• [EXERCISE REQUIREMENTS]:
Locate the lines that hold the string "components". Copy every such line.

--------------------

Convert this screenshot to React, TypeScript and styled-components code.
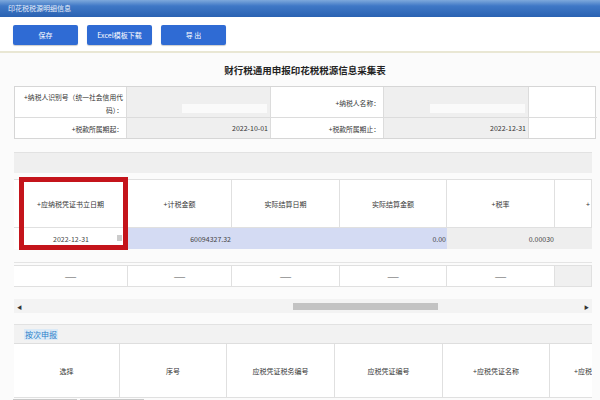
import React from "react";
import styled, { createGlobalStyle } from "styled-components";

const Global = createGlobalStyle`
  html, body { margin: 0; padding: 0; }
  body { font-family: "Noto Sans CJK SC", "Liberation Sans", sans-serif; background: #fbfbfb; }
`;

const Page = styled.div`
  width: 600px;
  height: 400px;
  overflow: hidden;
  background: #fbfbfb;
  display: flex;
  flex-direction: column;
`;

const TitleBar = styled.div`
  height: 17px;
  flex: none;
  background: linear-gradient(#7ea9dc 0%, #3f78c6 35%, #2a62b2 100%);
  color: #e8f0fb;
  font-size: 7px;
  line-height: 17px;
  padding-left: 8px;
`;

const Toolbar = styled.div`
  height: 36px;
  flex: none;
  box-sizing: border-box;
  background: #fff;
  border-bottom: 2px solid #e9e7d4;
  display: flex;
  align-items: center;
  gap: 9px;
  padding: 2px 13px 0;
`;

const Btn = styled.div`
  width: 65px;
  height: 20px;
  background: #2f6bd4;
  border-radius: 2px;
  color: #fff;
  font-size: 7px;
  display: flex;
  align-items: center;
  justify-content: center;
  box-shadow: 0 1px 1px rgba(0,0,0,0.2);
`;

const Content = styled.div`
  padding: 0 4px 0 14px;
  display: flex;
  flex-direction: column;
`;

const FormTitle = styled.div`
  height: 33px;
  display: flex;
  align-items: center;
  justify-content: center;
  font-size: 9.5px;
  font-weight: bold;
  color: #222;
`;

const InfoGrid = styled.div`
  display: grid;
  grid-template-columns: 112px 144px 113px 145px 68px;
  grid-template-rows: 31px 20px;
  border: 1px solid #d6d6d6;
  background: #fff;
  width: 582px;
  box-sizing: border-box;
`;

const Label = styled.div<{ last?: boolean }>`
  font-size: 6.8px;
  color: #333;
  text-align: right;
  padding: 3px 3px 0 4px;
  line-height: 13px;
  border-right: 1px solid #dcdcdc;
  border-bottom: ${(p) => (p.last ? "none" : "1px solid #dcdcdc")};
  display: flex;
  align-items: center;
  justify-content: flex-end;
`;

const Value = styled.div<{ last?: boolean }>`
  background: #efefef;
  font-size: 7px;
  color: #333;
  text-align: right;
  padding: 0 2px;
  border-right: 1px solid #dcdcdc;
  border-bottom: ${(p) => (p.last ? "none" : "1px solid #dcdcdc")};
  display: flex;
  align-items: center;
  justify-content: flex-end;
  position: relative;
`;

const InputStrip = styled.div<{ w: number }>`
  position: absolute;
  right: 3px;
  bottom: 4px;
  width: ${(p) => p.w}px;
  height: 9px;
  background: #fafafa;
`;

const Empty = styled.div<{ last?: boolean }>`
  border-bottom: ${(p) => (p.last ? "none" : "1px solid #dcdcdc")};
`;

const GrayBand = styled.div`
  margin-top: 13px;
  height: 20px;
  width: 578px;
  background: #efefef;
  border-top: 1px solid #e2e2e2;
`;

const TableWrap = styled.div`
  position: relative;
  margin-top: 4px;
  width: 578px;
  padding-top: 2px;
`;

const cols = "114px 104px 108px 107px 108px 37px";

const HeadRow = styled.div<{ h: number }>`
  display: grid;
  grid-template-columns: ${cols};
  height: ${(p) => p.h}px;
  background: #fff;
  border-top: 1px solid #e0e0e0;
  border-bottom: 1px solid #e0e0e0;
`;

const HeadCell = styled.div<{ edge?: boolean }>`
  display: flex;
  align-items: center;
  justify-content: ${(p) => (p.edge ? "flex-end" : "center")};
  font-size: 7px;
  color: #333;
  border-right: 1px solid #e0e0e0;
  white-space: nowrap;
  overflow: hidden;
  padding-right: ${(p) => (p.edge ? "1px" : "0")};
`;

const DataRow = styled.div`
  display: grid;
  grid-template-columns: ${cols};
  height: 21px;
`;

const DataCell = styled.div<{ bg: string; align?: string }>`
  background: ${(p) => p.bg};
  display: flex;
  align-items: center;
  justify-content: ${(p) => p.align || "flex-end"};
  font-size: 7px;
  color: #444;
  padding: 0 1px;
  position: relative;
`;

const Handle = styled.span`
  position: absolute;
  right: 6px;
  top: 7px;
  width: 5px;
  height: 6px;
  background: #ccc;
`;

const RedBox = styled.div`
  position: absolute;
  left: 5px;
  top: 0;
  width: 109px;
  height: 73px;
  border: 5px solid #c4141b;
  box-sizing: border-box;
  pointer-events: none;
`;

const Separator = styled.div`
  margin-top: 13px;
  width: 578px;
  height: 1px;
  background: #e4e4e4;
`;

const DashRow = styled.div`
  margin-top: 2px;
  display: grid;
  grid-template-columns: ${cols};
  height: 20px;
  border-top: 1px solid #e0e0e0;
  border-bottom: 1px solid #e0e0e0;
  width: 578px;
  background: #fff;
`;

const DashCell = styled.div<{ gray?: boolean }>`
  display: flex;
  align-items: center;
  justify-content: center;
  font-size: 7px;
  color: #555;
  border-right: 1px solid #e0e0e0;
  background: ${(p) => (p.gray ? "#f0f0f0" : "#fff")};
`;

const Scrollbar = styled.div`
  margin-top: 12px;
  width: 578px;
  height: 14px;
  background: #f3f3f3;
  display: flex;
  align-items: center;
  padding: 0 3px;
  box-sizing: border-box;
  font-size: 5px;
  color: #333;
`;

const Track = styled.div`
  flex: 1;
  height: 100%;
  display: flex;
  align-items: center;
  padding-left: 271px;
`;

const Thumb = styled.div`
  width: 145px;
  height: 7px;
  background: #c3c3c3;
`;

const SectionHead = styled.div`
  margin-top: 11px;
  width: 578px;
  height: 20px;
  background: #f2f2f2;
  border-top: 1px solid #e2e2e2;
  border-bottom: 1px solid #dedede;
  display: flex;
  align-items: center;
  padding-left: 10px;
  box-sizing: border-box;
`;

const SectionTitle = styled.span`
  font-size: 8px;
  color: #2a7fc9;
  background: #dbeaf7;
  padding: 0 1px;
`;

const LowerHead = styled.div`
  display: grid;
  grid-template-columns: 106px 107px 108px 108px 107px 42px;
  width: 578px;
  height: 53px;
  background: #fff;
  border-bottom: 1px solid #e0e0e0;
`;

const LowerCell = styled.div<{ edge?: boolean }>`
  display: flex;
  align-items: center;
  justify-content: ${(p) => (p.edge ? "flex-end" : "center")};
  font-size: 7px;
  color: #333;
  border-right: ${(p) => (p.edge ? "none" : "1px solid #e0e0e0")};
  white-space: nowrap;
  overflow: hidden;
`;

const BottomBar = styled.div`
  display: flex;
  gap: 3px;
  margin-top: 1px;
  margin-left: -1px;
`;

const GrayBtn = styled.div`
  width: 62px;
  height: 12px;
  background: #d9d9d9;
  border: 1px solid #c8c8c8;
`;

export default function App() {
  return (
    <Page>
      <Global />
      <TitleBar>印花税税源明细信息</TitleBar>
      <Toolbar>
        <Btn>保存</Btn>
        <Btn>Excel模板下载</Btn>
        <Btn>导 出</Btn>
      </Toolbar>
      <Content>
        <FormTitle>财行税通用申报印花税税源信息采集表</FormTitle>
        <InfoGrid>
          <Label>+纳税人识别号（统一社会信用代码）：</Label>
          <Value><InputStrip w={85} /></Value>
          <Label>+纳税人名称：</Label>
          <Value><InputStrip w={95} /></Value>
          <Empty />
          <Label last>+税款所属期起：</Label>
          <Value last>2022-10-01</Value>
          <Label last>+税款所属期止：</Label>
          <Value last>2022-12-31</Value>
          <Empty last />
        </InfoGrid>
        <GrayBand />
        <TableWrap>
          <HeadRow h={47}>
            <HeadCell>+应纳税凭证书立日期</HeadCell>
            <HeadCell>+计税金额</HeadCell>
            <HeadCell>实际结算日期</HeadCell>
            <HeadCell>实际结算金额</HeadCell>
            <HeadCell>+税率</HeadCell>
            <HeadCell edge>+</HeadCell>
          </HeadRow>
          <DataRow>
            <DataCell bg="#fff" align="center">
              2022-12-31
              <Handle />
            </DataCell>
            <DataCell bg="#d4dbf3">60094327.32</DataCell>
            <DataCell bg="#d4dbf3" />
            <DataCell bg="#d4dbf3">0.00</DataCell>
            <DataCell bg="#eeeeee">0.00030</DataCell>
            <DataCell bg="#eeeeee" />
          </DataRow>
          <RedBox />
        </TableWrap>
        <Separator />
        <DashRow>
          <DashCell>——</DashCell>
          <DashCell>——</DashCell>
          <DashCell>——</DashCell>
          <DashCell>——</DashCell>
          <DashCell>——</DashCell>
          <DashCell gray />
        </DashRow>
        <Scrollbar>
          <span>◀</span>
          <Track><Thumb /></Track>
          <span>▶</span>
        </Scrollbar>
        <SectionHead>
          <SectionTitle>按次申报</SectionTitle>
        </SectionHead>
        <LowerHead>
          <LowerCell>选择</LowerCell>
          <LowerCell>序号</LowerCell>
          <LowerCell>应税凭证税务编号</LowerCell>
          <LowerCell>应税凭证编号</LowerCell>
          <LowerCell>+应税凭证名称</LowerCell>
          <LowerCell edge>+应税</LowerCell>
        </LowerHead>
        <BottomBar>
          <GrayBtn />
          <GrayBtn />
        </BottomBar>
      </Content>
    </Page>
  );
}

--------------------

• [FINISHED TASK]:
Convert this screenshot to React, TypeScript and styled-components code.
import styled, { createGlobalStyle } from "styled-components";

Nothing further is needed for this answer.